Employment-based digital replica, or EBDR, is one of two digital replicas permitted by the SAG-AFTRA deal struck with the Alliance of Motion Pictures and Television Producers, or studios, after the conclusion of the dual Hollywood strikes in fall 2023. This type of generative AI is created through the performer’s physical participation for a specific project under the terms of employment. While EBDR’s rules negate the draw of cost-saving measures for AI — as in, employees who work less days as a result of EBDR will still be paid for the EBDR days — there are differing rules for Schedule F performers who make over 80,000 for a film and are assumed to have the leverage necessary to negotiate their own terms.
“The studios want this so that they can change your face after you’ve already shot it — they can change your face, they can change your voice, they can change your line deliveries, they can change your body language, they can change your performance,” Cage cautioned.
As an example, the action star said his cameo appearance in 2023’s The Flash was an example of EBDR.

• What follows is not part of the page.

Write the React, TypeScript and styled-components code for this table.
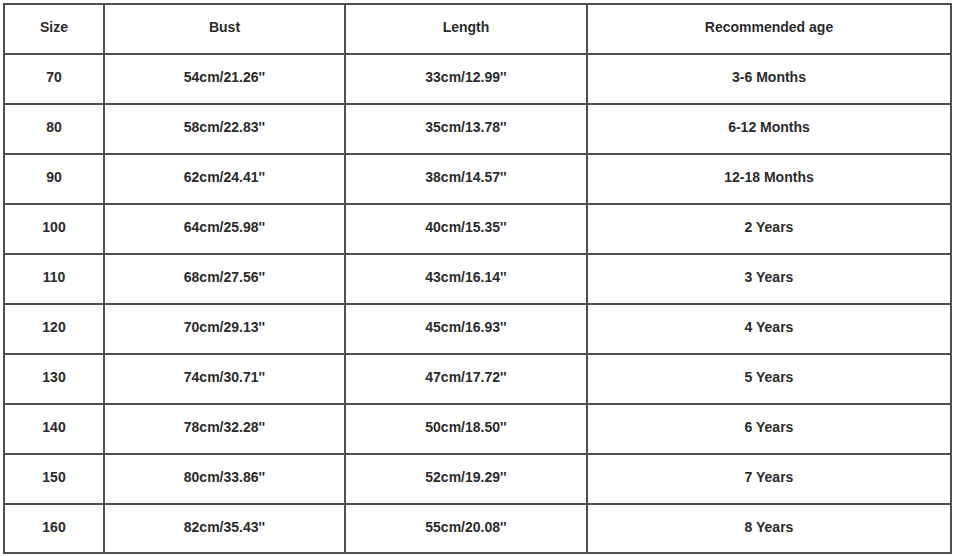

“I’m asking you, if you’re approached by a studio to sign a contract, permitting them to use EBDR on your performance, I want you to consider what I am calling MVMFMBMI: my voice, my face, my body, my imagination — my performance, in response,” he concluded. “Protect your instrument.”
This isn’t the first time Cage has vocalized his stance against AI and his fear of how it will be utilized to undercut performers working in Hollywood. During a July conversation with The New Yorker, he said, “God, I hope not A.I. I’m terrified of that. I’ve been very vocal about it. And it makes me wonder, you know, where will the truth of the artists end up? Is it going to be replaced? Is it going to be transmogrified? Where’s the heartbeat going to be? I mean, what are you going to do with my body and my face when I’m dead? I don’t want you to do anything with it!”